Departures from the gold standard in the interwar years and the devaluation of the CFA franc in 1994 suggest that an exit option may indeed have some real value in the presence of extreme shocks. During the Great Depression, countries abandoned the gold standard—the fixed exchange regime of that time. Argentina suspended convertibility in 1929 and followed an active monetary policy to sterilize the impact of capital outflows, which helped to minimize the impact of the Great Depression. More recently, in 1994, when countries of the CFA franc zone in West and Central Africa faced a prolonged deterioration of their terms of trade and a steep rise in their labor costs, combined with a nominal appreciation of the French franc against the U.S. dollar, they decided to adjust their firm-peg regime, which had been in place since 1948, and devalue the CFA franc. This exchange rate realignment led to a significant economic turnaround during 1994-97 and had little inflationary impact on their economies. Had they "French franc-ized" instead, making the necessary adjustment would have been more difficult.
Despite those experiences, many countries might not profit from an exit option even when the currency is overvalued. Where policymakers have little credibility, or where the dollar is already the unit of account, a nominal devaluation may rapidly lead to enough inflation to undo the devaluation's positive effects. As we have observed in a variety of recent currency crises, devaluations undertaken in a context of weak banking systems and large foreign exchange exposure in the private sector damage the financial health of banks and businesses, sharply disrupting economic activity. This implies that devaluation may be a prohibitively costly policy option in some cases and that moving to full dollarization would not entail the loss of an important policy tool.
Lender-of-last-resort function
As lenders of last resort, central banks stand ready to provide liquidity to the banking system in the event of a systemic bank run. The central bank does this essentially by using its ability to create liquidity—something that it would not have in a dollarized system. Currency boards face a similar constraint, because they can create base money only to the extent that they accumulate reserves.
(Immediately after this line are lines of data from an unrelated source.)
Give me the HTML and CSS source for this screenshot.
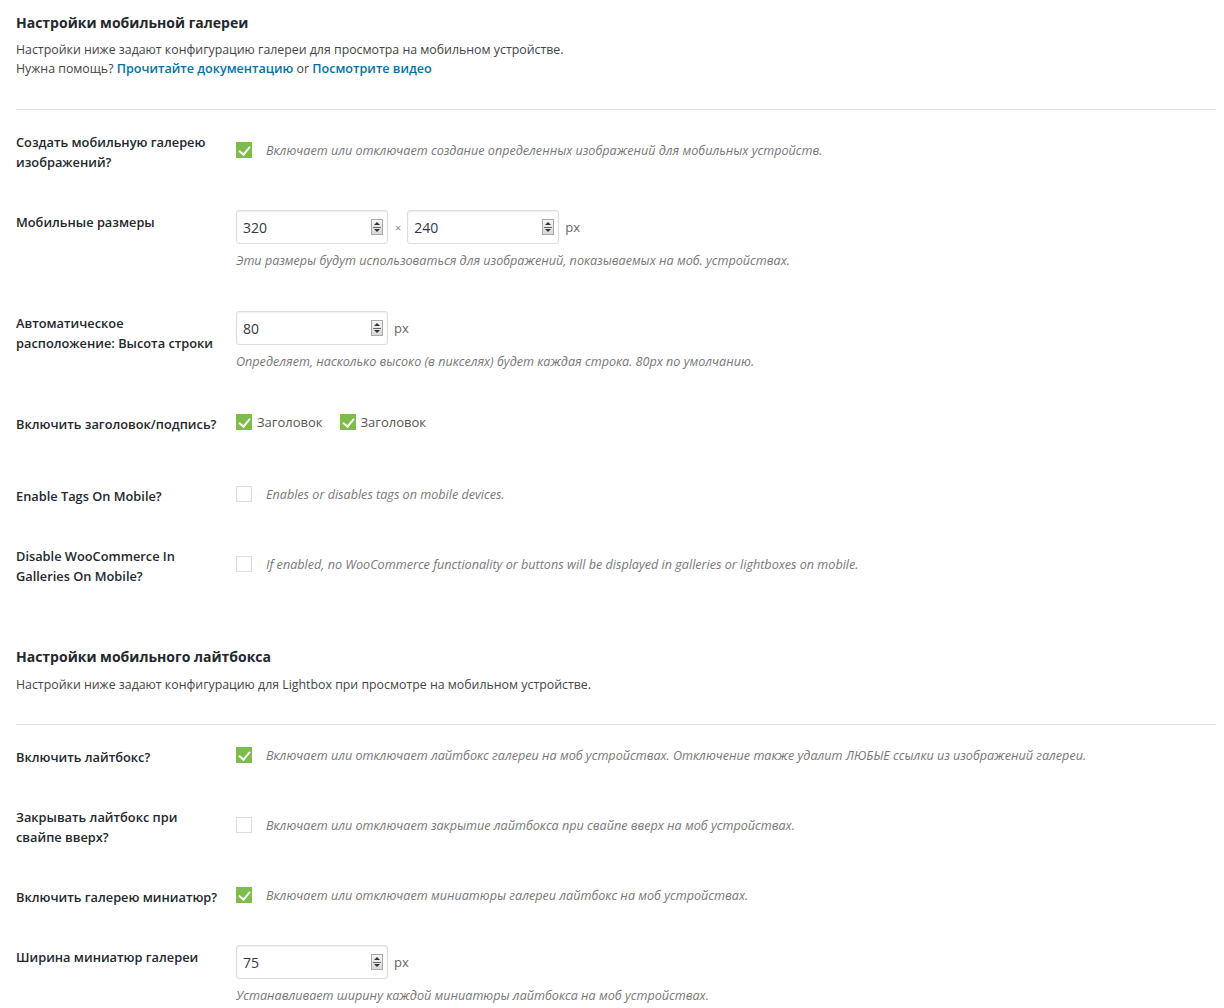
FILE: index.html
```html
<!DOCTYPE html>
<html lang="ru">
<head>
<meta charset="utf-8">
<title>Настройки мобильной галереи</title>
<link rel="stylesheet" href="styles.css">
</head>
<body>
<div class="page">

  <section class="section">
    <h2 class="sec-title">Настройки мобильной галереи</h2>
    <p class="sec-desc">Настройки ниже задают конфигурацию галереи для просмотра на мобильном устройстве.<br>
      Нужна помощь? <a href="#" class="link">Прочитайте документацию</a> or <a href="#" class="link">Посмотрите видео</a></p>
    <hr class="sep">

    <div class="form">
      <div class="row">
        <div class="th">Создать мобильную галерею изображений?</div>
        <div class="td">
          <div class="check-line"><span class="cb on"></span><span class="desc">Включает или отключает создание определенных изображений для мобильных устройств.</span></div>
        </div>
      </div>

      <div class="row">
        <div class="th">Мобильные размеры</div>
        <div class="td">
          <div class="inputs">
            <div class="numbox"><span class="val">320</span><span class="spin"></span></div>
            <span class="times">×</span>
            <div class="numbox"><span class="val">240</span><span class="spin"></span></div>
            <span class="unit">px</span>
          </div>
          <p class="desc block">Эти размеры будут использоваться для изображений, показываемых на моб. устройствах.</p>
        </div>
      </div>

      <div class="row">
        <div class="th">Автоматическое расположение: Высота строки</div>
        <div class="td">
          <div class="inputs">
            <div class="numbox"><span class="val">80</span><span class="spin"></span></div>
            <span class="unit">px</span>
          </div>
          <p class="desc block">Определяет, насколько высоко (в пикселях) будет каждая строка. 80px по умолчанию.</p>
        </div>
      </div>

      <div class="row">
        <div class="th">Включить заголовок/подпись?</div>
        <div class="td td-top">
          <div class="check-line">
            <label class="opt"><span class="cb on"></span>Заголовок</label>
            <label class="opt"><span class="cb on"></span>Заголовок</label>
          </div>
          <div class="spacer"></div>
        </div>
      </div>

      <div class="row">
        <div class="th">Enable Tags On Mobile?</div>
        <div class="td">
          <div class="check-line"><span class="cb"></span><span class="desc">Enables or disables tags on mobile devices.</span></div>
        </div>
      </div>

      <div class="row">
        <div class="th">Disable WooCommerce In Galleries On Mobile?</div>
        <div class="td">
          <div class="check-line"><span class="cb"></span><span class="desc">If enabled, no WooCommerce functionality or buttons will be displayed in galleries or lightboxes on mobile.</span></div>
        </div>
      </div>
    </div>
  </section>

  <section class="section second">
    <h2 class="sec-title">Настройки мобильного лайтбокса</h2>
    <p class="sec-desc">Настройки ниже задают конфигурацию для Lightbox при просмотре на мобильном устройстве.</p>
    <hr class="sep">

    <div class="form">
      <div class="row">
        <div class="th">Включить лайтбокс?</div>
        <div class="td">
          <div class="check-line"><span class="cb on"></span><span class="desc">Включает или отключает лайтбокс галереи на моб устройствах. Отключение также удалит ЛЮБЫЕ ссылки из изображений галереи.</span></div>
        </div>
      </div>

      <div class="row">
        <div class="th">Закрывать лайтбокс при свайпе вверх?</div>
        <div class="td">
          <div class="check-line"><span class="cb"></span><span class="desc">Включает или отключает закрытие лайтбокса при свайпе вверх на моб устройствах.</span></div>
        </div>
      </div>

      <div class="row">
        <div class="th">Включить галерею миниатюр?</div>
        <div class="td">
          <div class="check-line"><span class="cb on"></span><span class="desc">Включает или отключает миниатюры галереи лайтбокс на моб устройствах.</span></div>
        </div>
      </div>

      <div class="row">
        <div class="th">Ширина миниатюр галереи</div>
        <div class="td">
          <div class="inputs">
            <div class="numbox"><span class="val">75</span><span class="spin"></span></div>
            <span class="unit">px</span>
          </div>
          <p class="desc block">Устанавливает ширину каждой миниатюры лайтбокса на моб устройствах.</p>
        </div>
      </div>
    </div>
  </section>

</div>
</body>
</html>
```

FILE: styles.css
```css
* { box-sizing: border-box; }

html, body {
  margin: 0;
  padding: 0;
  background: #fff;
}

body {
  font-family: "Open Sans", "Noto Sans", "Liberation Sans", sans-serif;
  font-size: 12px;
  color: #23282d;
}

.page {
  width: 1216px;
  padding: 0 0 0 16px;
}

.sec-title {
  margin: 13px 0 0;
  font-size: 14px;
  line-height: 20px;
  font-weight: 700;
  color: #23282d;
}

.second .sec-title {
  margin-top: 43px;
}

.sec-desc {
  margin: 7px 0 0;
  font-size: 12.35px;
  line-height: 19px;
  color: #444;
}

.second .sec-desc {
  margin-top: 8px;
}

.link {
  color: #0073aa;
  text-decoration: none;
  font-weight: 600;
  font-size: 12.6px;
}

.sep {
  margin: 31px 0 0;
  border: 0;
  border-top: 1px solid #e1e1e1;
  height: 0;
}

.second .sep {
  margin-top: 30px;
}

.row {
  display: flex;
}

.th {
  flex: 0 0 220px;
  padding: 22px 15px 18px 0;
  font-size: 12.8px;
  font-weight: 600;
  line-height: 20px;
  color: #23282d;
}

.td {
  flex: 1;
  padding: 20px 0;
  align-self: center;
}

.td-top {
  align-self: flex-start;
}

.spacer {
  height: 12px;
}

.check-line {
  display: flex;
  align-items: center;
  height: 20px;
}

.cb {
  flex: 0 0 16px;
  width: 16px;
  height: 16px;
  border: 1px solid #ddd;
  background: #fff;
  margin-right: 14px;
  position: relative;
}

.cb.on {
  border-color: #7cbd4b;
  background: #7cbd4b;
}

.cb.on::after {
  content: "";
  position: absolute;
  left: 4px;
  top: 1px;
  width: 5px;
  height: 9px;
  border: solid #fff;
  border-width: 0 2.5px 2.5px 0;
  transform: rotate(40deg);
}

.desc {
  font-style: italic;
  font-size: 12.6px;
  color: #777;
}

.desc.block {
  margin: 7px 0 0;
  line-height: 20px;
}

.opt {
  display: flex;
  align-items: center;
  font-size: 13px;
  color: #555;
  margin-right: 17px;
}

.opt .cb {
  margin-right: 5px;
}

.inputs {
  display: flex;
  align-items: center;
  height: 34px;
}

.numbox {
  width: 152px;
  height: 34px;
  border: 1px solid #ddd;
  border-radius: 3px;
  box-shadow: inset 0 1px 2px rgba(0,0,0,0.07);
  display: flex;
  align-items: center;
  padding: 0 4px 0 6px;
}

.val {
  flex: 1;
  font-size: 14px;
  color: #32373c;
}

.spin {
  width: 12px;
  height: 16px;
  border: 1px solid #a9a9a9;
  background:
    linear-gradient(#666, #666) center 7px / 8px 1px no-repeat,
    linear-gradient(#f5f5f5, #d8d8d8);
  position: relative;
}

.spin::before,
.spin::after {
  content: "";
  position: absolute;
  left: 2px;
  border-left: 3px solid transparent;
  border-right: 3px solid transparent;
}

.spin::before {
  top: 2px;
  border-bottom: 3px solid #333;
}

.spin::after {
  bottom: 2px;
  border-top: 3px solid #333;
}

.times {
  margin: 0 6px 0 7px;
  font-size: 11px;
  color: #888;
}

.unit {
  margin-left: 6px;
  font-size: 13px;
  color: #666;
}
```
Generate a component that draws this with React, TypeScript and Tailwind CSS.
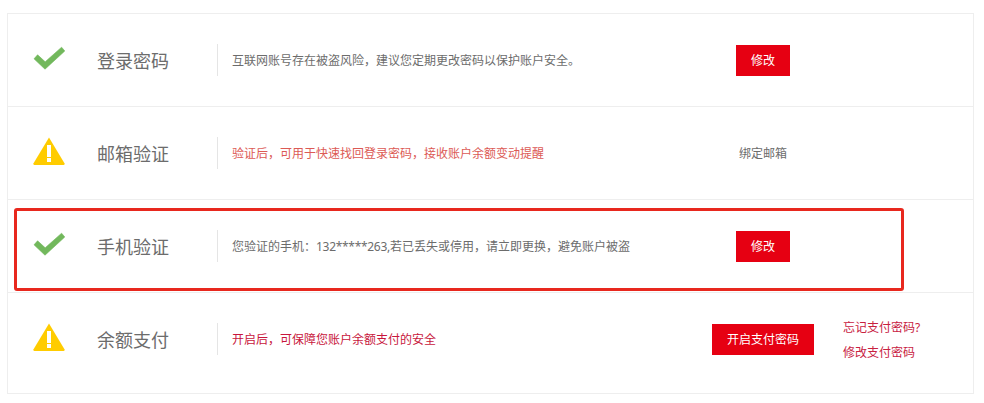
function Check() {
  return (
    <svg width="32" height="28" viewBox="0 0 32 28" className="shrink-0">
      <path d="M1 14.8 L4.6 10.8 L12.2 17.8 L28.6 3.2 L31.8 7 L12 25.2 Z" fill="#72b85c" stroke="#72b85c" strokeWidth="0.6" strokeLinejoin="round" />
    </svg>
  );
}

function Warn() {
  return (
    <svg width="32" height="28" viewBox="0 0 32 28" className="shrink-0">
      <path d="M16 0.4 L31.6 26.6 Q32 28 30.6 28 L1.4 28 Q0 28 0.4 26.6 Z" fill="#ffcc00" />
      <rect x="14" y="8" width="4" height="12" fill="#fff" />
      <rect x="14" y="21" width="4" height="4" fill="#fff" />
    </svg>
  );
}

function Row({
  icon,
  title,
  desc,
  descClass,
  children,
  last,
}: {
  icon: React.ReactNode;
  title: string;
  desc: React.ReactNode;
  descClass: string;
  children: React.ReactNode;
  last?: boolean;
}) {
  return (
    <div className={last ? "flex items-start h-[100px] pt-[30px] pl-[25px]" : "flex items-start h-[93px] pt-[30px] pl-[25px] border-b border-[#eeeeee]"}>
      {icon}
      <div className="ml-[32px] w-[120px] h-[32px] text-[18px] leading-[34px] text-[#6c6c6c]">{title}</div>
      <div className={`w-[481px] h-[32px] border-l border-[#e5e5e5] pl-[14px] text-[12px] leading-[34px] ${descClass}`}>{desc}</div>
      {children}
    </div>
  );
}

function Btn({ w, children }: { w: string; children: React.ReactNode }) {
  return (
    <div className="w-[130px] flex justify-center mt-px">
      <div className={`${w} h-[31px] bg-[#e60012] text-white text-[12px] leading-[31px] text-center`}>{children}</div>
    </div>
  );
}

export default function App() {
  return (
    <div className="relative w-[984px] h-[403px] bg-white pt-[13px] pl-[7px] font-['Noto_Sans','Noto_Sans_CJK_SC',sans-serif]">
      <div className="w-[967px] h-[381px] border border-[#eeeeee]">
        <Row icon={<Check />} title="登录密码" desc="互联网账号存在被盗风险，建议您定期更改密码以保护账户安全。" descClass="text-[#6c6c6c]">
          <Btn w="w-[54px]">修改</Btn>
        </Row>
        <Row icon={<Warn />} title="邮箱验证" desc="验证后，可用于快速找回登录密码，接收账户余额变动提醒" descClass="text-[#dc5a55]">
          <div className="w-[130px] h-[32px] text-center text-[12px] leading-[34px] text-[#6c6c6c]">绑定邮箱</div>
        </Row>
        <Row
          icon={<Check />}
          title="手机验证"
          desc={
            <>
              您验证的手机：<span className="tracking-[-0.3px]">132*****263,</span>若已丢失或停用，请立即更换，避免账户被盗
            </>
          }
          descClass="text-[#6c6c6c]"
        >
          <Btn w="w-[54px]">修改</Btn>
        </Row>
        <Row last icon={<Warn />} title="余额支付" desc="开启后，可保障您账户余额支付的安全" descClass="text-[#c8163c]">
          <Btn w="w-[102px]">开启支付密码</Btn>
          <div className="ml-[15px] -mt-[8px] text-[12px] leading-[25px] text-[#c8213f]">
            <div>忘记支付密码?</div>
            <div>修改支付密码</div>
          </div>
        </Row>
      </div>
      <div className="absolute left-[14px] top-[208px] w-[890px] h-[83px] border-[3px] border-[#e8281e] rounded-[3px]" />
    </div>
  );
}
Countries with currency board arrangements can, however, retain some flexibility to create money that is not fully backed by reserves, so as to be able to deal with the risk of banking crises. During the 1995 Tequila crisis, the central bank of Argentina was able partially to accommodate the run on domestic deposits by temporarily reducing the reserve coverage of the monetary base. In the wake of the 1997 speculative attacks, the Hong Kong Monetary Authority introduced a discount window to provide short-term liquidity to banks and may have moved closer to taking advantage of the flexibility granted by a currency board arrangement. In a dollarized economy, as in an economy with a currency board, the authorities have the option of obtaining lines of credit from external sources that might be used in the event of a crisis. Experience so far with such lines of credit suggests, however, that they may not be very useful precisely when they are needed, because foreign banks have many ways to reduce their exposures to a country experiencing a serious crisis. Alternatively, the authorities might build up a reserve fund from tax revenues in anticipation of financial sector emergencies if they have sufficient room for maneuver on fiscal policy.
In any case, the importance of a curtailment of the lender-of-last-resort function should not be exaggerated, because the ability of a central bank to deal with a financial crisis solely by printing money is inevitably limited. Dollarization may, moreover, make a bank run less likely. If there are not significant currency mismatches in the banks' positions, depositors may have more confidence in the domestic banking system. If large foreign banks play a dominant role in the banking system, which would presumably be encouraged by dollarization, this would also reduce the danger of a bank run.
Conclusion
What is the balance of costs and benefits of full dollarization? Our discussion has perhaps been frustratingly inconclusive. In our view, this is inevitable, given the complexity of the issue and the current state of knowledge about it. We can at least estimate the potential benefits of lower interest rates and the cost of forgone seigniorage revenues. But many of the most important considerations, such as the value of keeping an exit option, are the least quantifiable.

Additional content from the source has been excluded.